Adella Habib bought her one-bedroom flat three years ago through the key worker scheme - she qualifies as a social worker. The flat cost £137,000 and she borrowed £101,000 from Halifax - its introductory offer ends in March. The rest of the purchase price was a loan from her Housing Association. This debt is interest-free, but Adella has to share any house price gains with the association.
Since Adella moved in, the property's value has increased to £180,000. She wants to remortgage to buy out the key-worker loan. If house prices keep rising, this could be her last opportunity to do so.
We asked three independent financial advisers for their suggestions: Ian Black, of Black Financial Planning; Caroline Hawkesley, of Evolve; and Rebecca Jones, of Music Media IFA.
Adella Habib, 32, social worker, London
Personal: Adella is a mental health social worker earning around £33,000 a year.
Savings: £5,000 in individual savings account (ISA) with Halifax Bank.
Debt: £800 on credit card.
Property: Bought flat in 2004 using the Government's key worker scheme. The property is now worth £180,000 and Adella has a Halifax mortgage on it that ends in March.
Adella should in theory be able to remortgage in March and buy out her keyworker loan, but it will be a close-run thing, says Rebecca Jones. Based on the current valuation, Adella will owe her housing association just over £47,000. Adding that to her £101,000 mortgage would take the whole loan to £148,000, with monthly repayments of £875 on a repayment mortgage at 5 per cent.
If Adella wants to make this sort of commitment she will need to find a lender willing to offer this much.
Caroline Hawkesley points out that Adella will be asking for a loan worth 4.5 times her salary, which is on the high side. She suggests Adella finds a lender that looks at affordability, rather than straightforward salary multiples. It's also worth stressing Adella's secure employment in a responsible job.
Above all, Adella needs to do some sums. Ian Black points out that she currently spends her entire monthly income. Her outgoings would rise if she goes ahead with the remortgage, so she will need to think about cutting back spending, as interest rates could rise.
One option would be an interest-only mortgage, on which the monthly repayments would be £615 a month. But Adella would have to make concrete plans about how she will repay the debt in the long term.
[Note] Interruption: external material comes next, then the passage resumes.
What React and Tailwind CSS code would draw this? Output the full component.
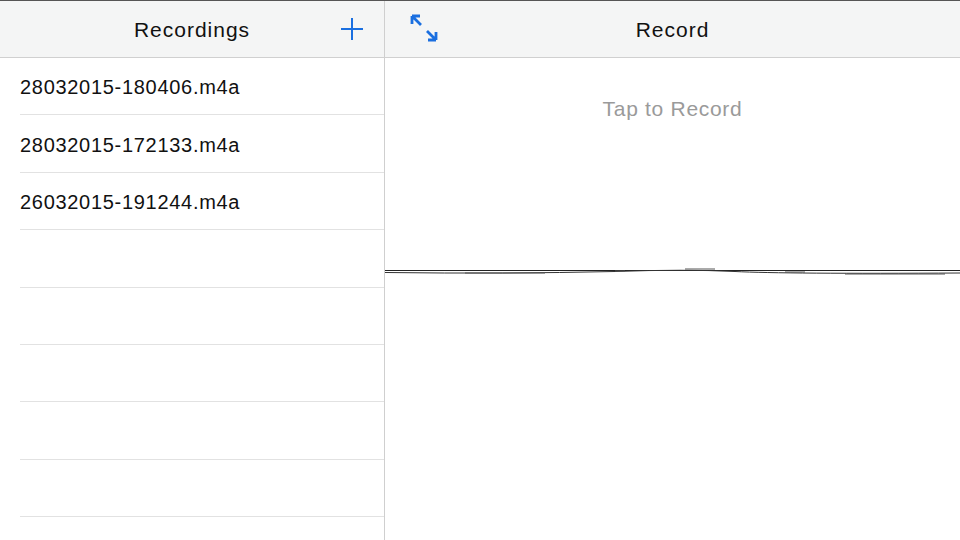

Adella's £5,000 cash ISA with Halifax is a good emergency fund, the advisers say. All of them accept it is not realistic for her to add to her savings right now, but warn her to monitor the interest rate to be sure it remains competitive. Less than 5 per cent would be a poor deal in the current environment, Hawkesley says.
One related area is debt. Black wants her to keep a close eye on the £800 credit-card balance - once the interest-free introductory offer on it comes to an end, she will need to transfer to a new deal. If not, Adella should consider paying the whole balance off - otherwise she will be paying more interest on the debt than she is earning from Halifax.
The good news is that Adella is a member of the Local Government Pension Scheme. If she remains in this final salary plan until retirement, she can expect a very decent pension.
Black points out that Adella has no insurance in the event that she falls sick and is unable to work for an extended period. This leaves her vulnerable, so arranging protection should be a financial priority for her.
Hawkesley also wants Adella to write a will, which will cost her very little. Although she has no dependants, it is still important that she makes it clear in a written document how she would want her assets distributed.